**WHAT TO DO:** Quote all lines below exactly. Images stay out.

**SUPPLIED INFORMATION:**
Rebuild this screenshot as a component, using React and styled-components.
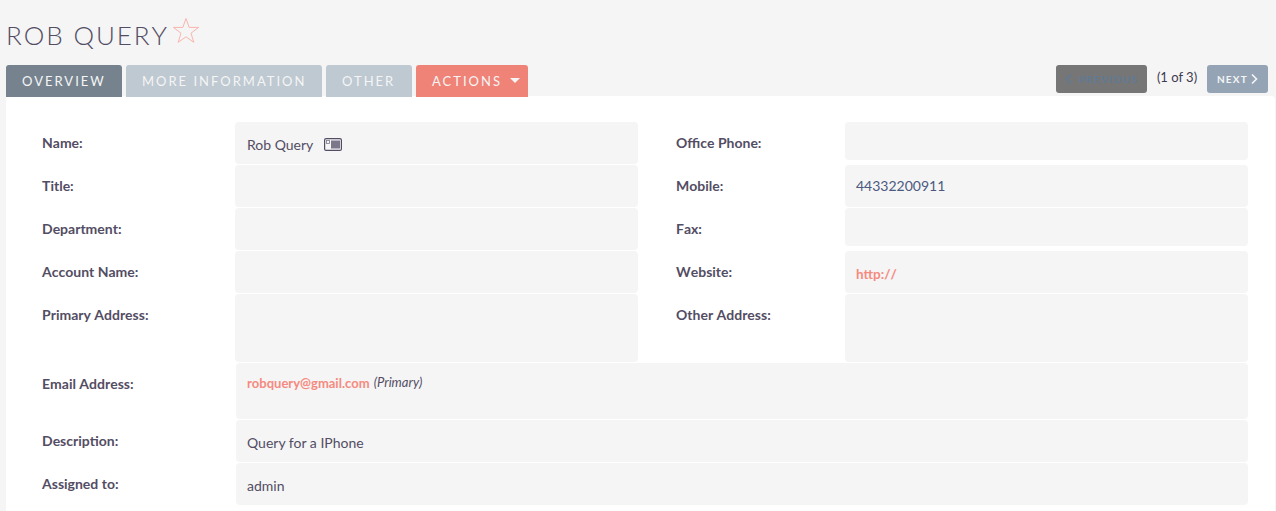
import React from 'react'
import styled, { createGlobalStyle } from 'styled-components'

const GlobalStyle = createGlobalStyle`
  html, body {
    margin: 0;
    background: #f5f5f5;
    font-family: Lato, "Open Sans", sans-serif;
    color: #534d64;
  }
`

const Page = styled.div`
  width: 1276px;
  height: 511px;
  overflow: hidden;
  box-sizing: border-box;
  padding: 16px 0 0 6px;
`

const TitleRow = styled.div`
  display: flex;
  align-items: flex-start;
  height: 49px;
`

const Title = styled.h2`
  margin: 5px 0 0;
  font-size: 26px;
  line-height: 28px;
  font-weight: 300;
  font-kerning: none;
  letter-spacing: 1.9px;
  color: #534d64;
`

const Star = styled.svg`
  width: 28px;
  height: 27px;
  margin: 1px 0 0 3px;
  fill: none;
  stroke: #f9b5ad;
  stroke-width: 1;
`

const NavRow = styled.div`
  display: flex;
  justify-content: space-between;
  height: 31px;
  position: relative;
  z-index: 1;
`

const Tabs = styled.div`
  display: flex;
  gap: 4px;
`

const Tab = styled.div`
  width: ${(p) => p.$w}px;
  height: 32px;
  box-sizing: border-box;
  padding: 0 0 1px 16px;
  display: flex;
  align-items: center;
  gap: 8px;
  border-radius: 3px 3px 0 0;
  font-size: 13px;
  letter-spacing: 2px;
  color: #f5f5f5;
  background: ${(p) => p.$bg};
`

const Caret = styled.span`
  width: 0;
  height: 0;
  border-left: 5px solid transparent;
  border-right: 5px solid transparent;
  border-top: 5px solid #f5f5f5;
`

const Pager = styled.div`
  display: flex;
  align-items: flex-start;
  margin-right: 8px;
`

const PageButton = styled.div`
  height: 28px;
  box-sizing: border-box;
  display: flex;
  align-items: center;
  justify-content: center;
  width: ${(p) => p.$w}px;
  gap: ${(p) => p.$gap}px;
  border-radius: 3px;
  font-size: 10px;
  font-weight: 700;
  letter-spacing: 1.25px;
  background: ${(p) => p.$bg};
  color: ${(p) => p.$fg};
`

const Chevron = styled.svg`
  width: 7px;
  height: 10px;
  fill: none;
  stroke: currentColor;
  stroke-width: 1.6;
`

const PageCount = styled.span`
  width: 60px;
  text-align: center;
  font-size: 13px;
  line-height: 25px;
  color: #3e3a50;
`

const Panel = styled.div`
  width: 1269px;
  height: 420px;
  box-sizing: border-box;
  padding: 26px 0 0;
  background: #fff;
  border-top-right-radius: 4px;
  display: flex;
  flex-direction: column;
  gap: 1px;
`

const Row = styled.div`
  display: flex;
  height: ${(p) => p.$h}px;
`

const Field = styled.div`
  display: flex;
  box-sizing: border-box;
  width: ${(p) => p.$w}px;
  padding-left: ${(p) => p.$left}px;
`

const Label = styled.div`
  width: ${(p) => p.$w}px;
  flex-shrink: 0;
  padding-top: 12px;
  font-size: 14px;
  line-height: 17px;
  font-weight: 700;
  font-kerning: none;
  color: #534d64;
`

const Value = styled.div`
  flex: 1;
  height: ${(p) => (p.$h ? `${p.$h}px` : 'auto')};
  box-sizing: border-box;
  padding: ${(p) => p.$top || 14}px 11px 0 ${(p) => p.$left || 12}px;
  background: #f5f5f5;
  border-radius: 4px;
  font-size: 14px;
  line-height: 17px;
  color: #534d64;
  display: flex;
  align-items: flex-start;
`

const Wide = styled(Value)`
  flex: none;
  width: 1012px;
  padding-left: 11px;
`

const Phone = styled.span`
  color: #4a5a80;
`

const Link = styled.a`
  color: #f58a80;
  font-weight: 700;
  font-kerning: none;
  font-size: ${(p) => p.$size}px;
  line-height: 18px;
`

const Primary = styled.em`
  margin-left: 4px;
  font-size: 13px;
`

const CardIcon = styled.svg`
  width: 18px;
  height: 13px;
  margin: 2px 0 0 11px;
`

const Left = ({ label, h, children }) => (
  <Field $w={632} $left={36}>
    <Label $w={193}>{label}</Label>
    <Value $h={h}>{children}</Value>
  </Field>
)

const Right = ({ label, h, top, children }) => (
  <Field $w={610} $left={38}>
    <Label $w={169}>{label}</Label>
    <Value $h={h} $top={top} $left={11}>{children}</Value>
  </Field>
)

const Full = ({ label, children, top }) => (
  <Row $h={top ? 56 : 42}>
    <Field $w={1242} $left={36}>
      <Label $w={194}>{label}</Label>
      <Wide $top={top}>{children}</Wide>
    </Field>
  </Row>
)

const App = () => (
  <Page>
    <GlobalStyle />
    <TitleRow>
      <Title>ROB QUERY</Title>
      <Star viewBox="0 0 28 27">
        <path d="M14 1.5 L17.2 10.4 L26.6 10.4 L19 16.2 L21.8 25.3 L14 19.8 L6.2 25.3 L9 16.2 L1.4 10.4 L10.8 10.4 Z" />
      </Star>
    </TitleRow>
    <NavRow>
      <Tabs>
        <Tab $w={116} $bg="#76838f">OVERVIEW</Tab>
        <Tab $w={196} $bg="#bec9d2">MORE INFORMATION</Tab>
        <Tab $w={86} $bg="#bec9d2">OTHER</Tab>
        <Tab $w={112} $bg="#f08377">ACTIONS<Caret /></Tab>
      </Tabs>
      <Pager>
        <PageButton $w={91} $gap={7} $bg="#767676" $fg="#5f7a96">
          <Chevron viewBox="0 0 7 10"><path d="M6 0.5 L1.5 5 L6 9.5" /></Chevron>
          PREVIOUS
        </PageButton>
        <PageCount>(1 of 3)</PageCount>
        <PageButton $w={61} $gap={3} $bg="#94a4b5" $fg="#f5f5f5">
          NEXT
          <Chevron viewBox="0 0 7 10"><path d="M1 0.5 L5.5 5 L1 9.5" /></Chevron>
        </PageButton>
      </Pager>
    </NavRow>
    <Panel>
      <Row $h={42}>
        <Left label="Name:">
          Rob Query
          <CardIcon viewBox="0 0 18 13">
            <rect x="0.6" y="0.6" width="16.8" height="11.8" rx="1.5" fill="#f5f5f5" stroke="#534d64" strokeWidth="1.2" />
            <rect x="7" y="2.5" width="9" height="8" fill="#7d7889" />
            <rect x="2.5" y="2.5" width="3" height="3" fill="none" stroke="#7d7889" strokeWidth="0.8" />
          </CardIcon>
        </Left>
        <Right label="Office Phone:" h={38} />
      </Row>
      <Row $h={42}>
        <Left label="Title:" />
        <Right label="Mobile:" top={12}><Phone>44332200911</Phone></Right>
      </Row>
      <Row $h={42}>
        <Left label="Department:" />
        <Right label="Fax:" h={38} />
      </Row>
      <Row $h={42}>
        <Left label="Account Name:" />
        <Right label="Website:"><Link $size={13.5}>http://</Link></Right>
      </Row>
      <Row $h={68}>
        <Left label="Primary Address:" />
        <Right label="Other Address:" />
      </Row>
      <Full label="Email Address:" top={11}>
        <Link $size={13}>robquery@gmail.com</Link>
        <Primary>(Primary)</Primary>
      </Full>
      <Full label="Description:">Query for a IPhone</Full>
      <Full label="Assigned to:">admin</Full>
    </Panel>
  </Page>
)

export default App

**TASK RESULT:**
Rebuild this screenshot as a component, using React and styled-components.
import React from 'react'
import styled, { createGlobalStyle } from 'styled-components'

const GlobalStyle = createGlobalStyle`
  html, body {
    margin: 0;
    background: #f5f5f5;
    font-family: Lato, "Open Sans", sans-serif;
    color: #534d64;
  }
`

const Page = styled.div`
  width: 1276px;
  height: 511px;
  overflow: hidden;
  box-sizing: border-box;
  padding: 16px 0 0 6px;
`

const TitleRow = styled.div`
  display: flex;
  align-items: flex-start;
  height: 49px;
`

const Title = styled.h2`
  margin: 5px 0 0;
  font-size: 26px;
  line-height: 28px;
  font-weight: 300;
  font-kerning: none;
  letter-spacing: 1.9px;
  color: #534d64;
`

const Star = styled.svg`
  width: 28px;
  height: 27px;
  margin: 1px 0 0 3px;
  fill: none;
  stroke: #f9b5ad;
  stroke-width: 1;
`

const NavRow = styled.div`
  display: flex;
  justify-content: space-between;
  height: 31px;
  position: relative;
  z-index: 1;
`

const Tabs = styled.div`
  display: flex;
  gap: 4px;
`

const Tab = styled.div`
  width: ${(p) => p.$w}px;
  height: 32px;
  box-sizing: border-box;
  padding: 0 0 1px 16px;
  display: flex;
  align-items: center;
  gap: 8px;
  border-radius: 3px 3px 0 0;
  font-size: 13px;
  letter-spacing: 2px;
  color: #f5f5f5;
  background: ${(p) => p.$bg};
`

const Caret = styled.span`
  width: 0;
  height: 0;
  border-left: 5px solid transparent;
  border-right: 5px solid transparent;
  border-top: 5px solid #f5f5f5;
`

const Pager = styled.div`
  display: flex;
  align-items: flex-start;
  margin-right: 8px;
`

const PageButton = styled.div`
  height: 28px;
  box-sizing: border-box;
  display: flex;
  align-items: center;
  justify-content: center;
  width: ${(p) => p.$w}px;
  gap: ${(p) => p.$gap}px;
  border-radius: 3px;
  font-size: 10px;
  font-weight: 700;
  letter-spacing: 1.25px;
  background: ${(p) => p.$bg};
  color: ${(p) => p.$fg};
`

const Chevron = styled.svg`
  width: 7px;
  height: 10px;
  fill: none;
  stroke: currentColor;
  stroke-width: 1.6;
`

const PageCount = styled.span`
  width: 60px;
  text-align: center;
  font-size: 13px;
  line-height: 25px;
  color: #3e3a50;
`

const Panel = styled.div`
  width: 1269px;
  height: 420px;
  box-sizing: border-box;
  padding: 26px 0 0;
  background: #fff;
  border-top-right-radius: 4px;
  display: flex;
  flex-direction: column;
  gap: 1px;
`

const Row = styled.div`
  display: flex;
  height: ${(p) => p.$h}px;
`

const Field = styled.div`
  display: flex;
  box-sizing: border-box;
  width: ${(p) => p.$w}px;
  padding-left: ${(p) => p.$left}px;
`

const Label = styled.div`
  width: ${(p) => p.$w}px;
  flex-shrink: 0;
  padding-top: 12px;
  font-size: 14px;
  line-height: 17px;
  font-weight: 700;
  font-kerning: none;
  color: #534d64;
`

const Value = styled.div`
  flex: 1;
  height: ${(p) => (p.$h ? `${p.$h}px` : 'auto')};
  box-sizing: border-box;
  padding: ${(p) => p.$top || 14}px 11px 0 ${(p) => p.$left || 12}px;
  background: #f5f5f5;
  border-radius: 4px;
  font-size: 14px;
  line-height: 17px;
  color: #534d64;
  display: flex;
  align-items: flex-start;
`

const Wide = styled(Value)`
  flex: none;
  width: 1012px;
  padding-left: 11px;
`

const Phone = styled.span`
  color: #4a5a80;
`

const Link = styled.a`
  color: #f58a80;
  font-weight: 700;
  font-kerning: none;
  font-size: ${(p) => p.$size}px;
  line-height: 18px;
`

const Primary = styled.em`
  margin-left: 4px;
  font-size: 13px;
`

const CardIcon = styled.svg`
  width: 18px;
  height: 13px;
  margin: 2px 0 0 11px;
`

const Left = ({ label, h, children }) => (
  <Field $w={632} $left={36}>
    <Label $w={193}>{label}</Label>
    <Value $h={h}>{children}</Value>
  </Field>
)

const Right = ({ label, h, top, children }) => (
  <Field $w={610} $left={38}>
    <Label $w={169}>{label}</Label>
    <Value $h={h} $top={top} $left={11}>{children}</Value>
  </Field>
)

const Full = ({ label, children, top }) => (
  <Row $h={top ? 56 : 42}>
    <Field $w={1242} $left={36}>
      <Label $w={194}>{label}</Label>
      <Wide $top={top}>{children}</Wide>
    </Field>
  </Row>
)

const App = () => (
  <Page>
    <GlobalStyle />
    <TitleRow>
      <Title>ROB QUERY</Title>
      <Star viewBox="0 0 28 27">
        <path d="M14 1.5 L17.2 10.4 L26.6 10.4 L19 16.2 L21.8 25.3 L14 19.8 L6.2 25.3 L9 16.2 L1.4 10.4 L10.8 10.4 Z" />
      </Star>
    </TitleRow>
    <NavRow>
      <Tabs>
        <Tab $w={116} $bg="#76838f">OVERVIEW</Tab>
        <Tab $w={196} $bg="#bec9d2">MORE INFORMATION</Tab>
        <Tab $w={86} $bg="#bec9d2">OTHER</Tab>
        <Tab $w={112} $bg="#f08377">ACTIONS<Caret /></Tab>
      </Tabs>
      <Pager>
        <PageButton $w={91} $gap={7} $bg="#767676" $fg="#5f7a96">
          <Chevron viewBox="0 0 7 10"><path d="M6 0.5 L1.5 5 L6 9.5" /></Chevron>
          PREVIOUS
        </PageButton>
        <PageCount>(1 of 3)</PageCount>
        <PageButton $w={61} $gap={3} $bg="#94a4b5" $fg="#f5f5f5">
          NEXT
          <Chevron viewBox="0 0 7 10"><path d="M1 0.5 L5.5 5 L1 9.5" /></Chevron>
        </PageButton>
      </Pager>
    </NavRow>
    <Panel>
      <Row $h={42}>
        <Left label="Name:">
          Rob Query
          <CardIcon viewBox="0 0 18 13">
            <rect x="0.6" y="0.6" width="16.8" height="11.8" rx="1.5" fill="#f5f5f5" stroke="#534d64" strokeWidth="1.2" />
            <rect x="7" y="2.5" width="9" height="8" fill="#7d7889" />
            <rect x="2.5" y="2.5" width="3" height="3" fill="none" stroke="#7d7889" strokeWidth="0.8" />
          </CardIcon>
        </Left>
        <Right label="Office Phone:" h={38} />
      </Row>
      <Row $h={42}>
        <Left label="Title:" />
        <Right label="Mobile:" top={12}><Phone>44332200911</Phone></Right>
      </Row>
      <Row $h={42}>
        <Left label="Department:" />
        <Right label="Fax:" h={38} />
      </Row>
      <Row $h={42}>
        <Left label="Account Name:" />
        <Right label="Website:"><Link $size={13.5}>http://</Link></Right>
      </Row>
      <Row $h={68}>
        <Left label="Primary Address:" />
        <Right label="Other Address:" />
      </Row>
      <Full label="Email Address:" top={11}>
        <Link $size={13}>robquery@gmail.com</Link>
        <Primary>(Primary)</Primary>
      </Full>
      <Full label="Description:">Query for a IPhone</Full>
      <Full label="Assigned to:">admin</Full>
    </Panel>
  </Page>
)

export default App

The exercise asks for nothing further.